I wish there was a treaty we could sign
I do not care who takes this bloody hill
I’m angry and I’m tired all the time
I wish there was a treaty, I wish there was a treaty
Between your love and mine

Or, from another late song:

Seemed the better way
When first I heard him speak
But now it’s much too late
To turn the other cheek
(…) I better hold my tongue
I better take my place
Lift this glass of blood
Try to say the grace

 imagesGood poetry provokes construal, but good construal inevitably points back to poetry. More is said, and more life nourished, in the tropes of verse and meter than can ever be preserved and pickled in prose. That is why poetry exists. And Cohen was first of all a poet. He only started singing when his books did not bring in the money he needed. As would happen again in his life, such unforeseen constraints brought out the best in him. His music – and his increasingly deep and gravelly voice – become counter-punctual enrichments and commentaries on his verse.
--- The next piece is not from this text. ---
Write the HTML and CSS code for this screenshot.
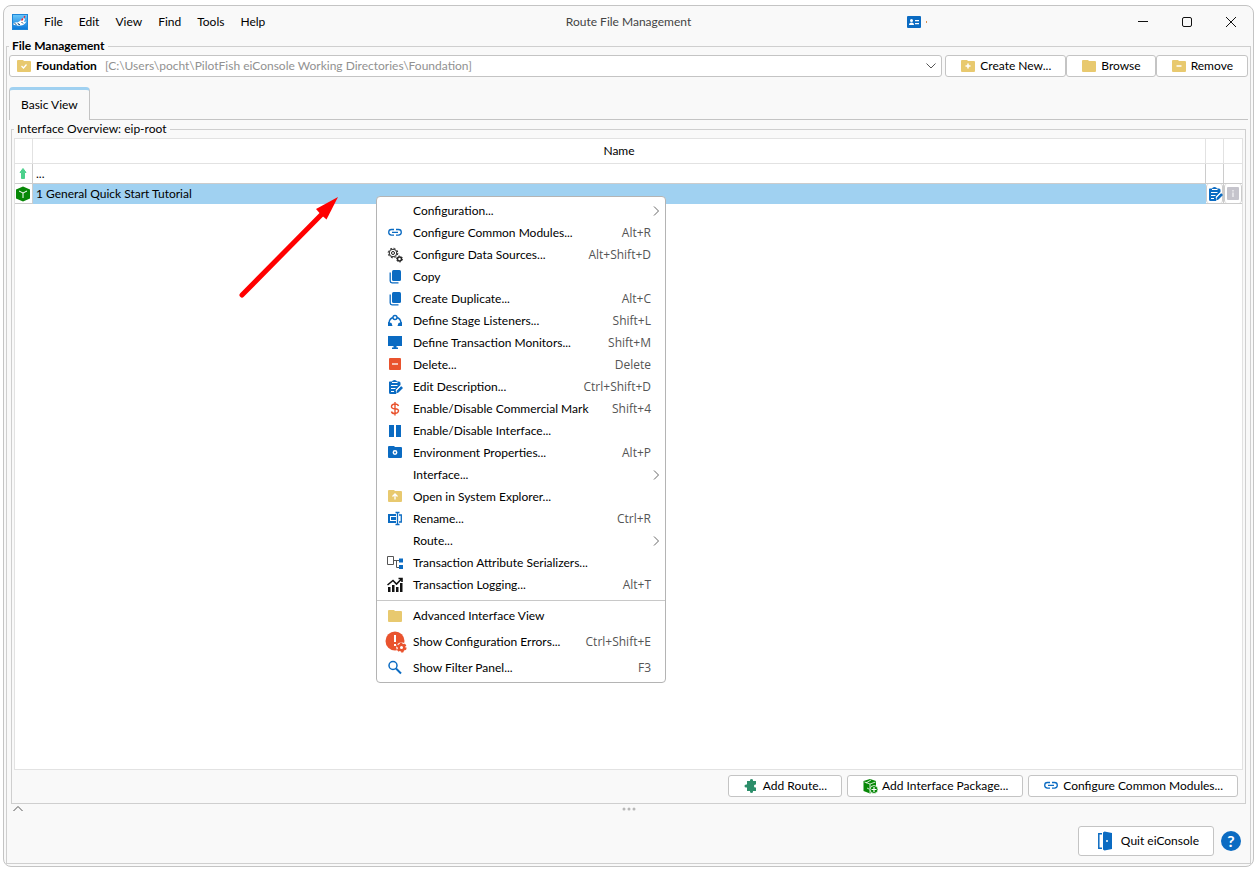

The melancholy of the man – he was plagued by depression during much of his life – turned this alchemy into an acoustic narcotic of such power, some suggested that Leonard Cohen albums be sold with complementary razor blades. That otherworldly voice and the simple but poignant chord progressions could become too onerous for mortal ears. He wrote of death, pain, despair and longing, but also of sex, religion and hope. It’s all there, from his Jewish upbringing and the haunting tales of the Old “Treaty” on to his imagination’s persistent flirtation with Christianity.

Like Dylan’s songs, Cohen’s would be unthinkable without Old Testament and Gospel references. He talked like a prophet and looked the part as well, an ever-slender gentleman in suit and fedora. As Dylan took a retreat in evangelical Christianity, Cohen sat at the feet of a Zen master for five years; they both emerged from their spiritual sabbaticals changed, if not converted. But awaiting Cohen was an exercise in detachment he had probably not envisioned in his sessions of zazen. As he returned to the world, he discovered his manager had disappeared with his life savings, and despite litigation, the money was gone.

Out of sheer necessity, he tested the waters of popular culture to see if anyone would still pay to see a man, now pushing 80, trying to sing his old songs. It turned out to be the beginning of a spectacularly successful four-year world tour, not only re-introducing him to old fans (like me), but gaining countless new ones as well. More significantly, perhaps, was how this brush with financial collapse and mortification inspired his songwriting, deepened his wisdom and humility, and made him, at long last, comfortable on the stage. His 2008 London concert was almost liturgical. The last four albums could well be his best: Old Ideas, Popular Problems, and his dual requiem testament: You Want it Darker (released just before his death), and Thanks for the Dance (produced by his son and released three years after his passing) – all meeting with overwhelming critical praise. From Old Ideas:

Show me the place, help me roll away the stone
Show me the place, I can’t move this thing alone
Show me the place where the word became a man
Show me the place where the suffering began.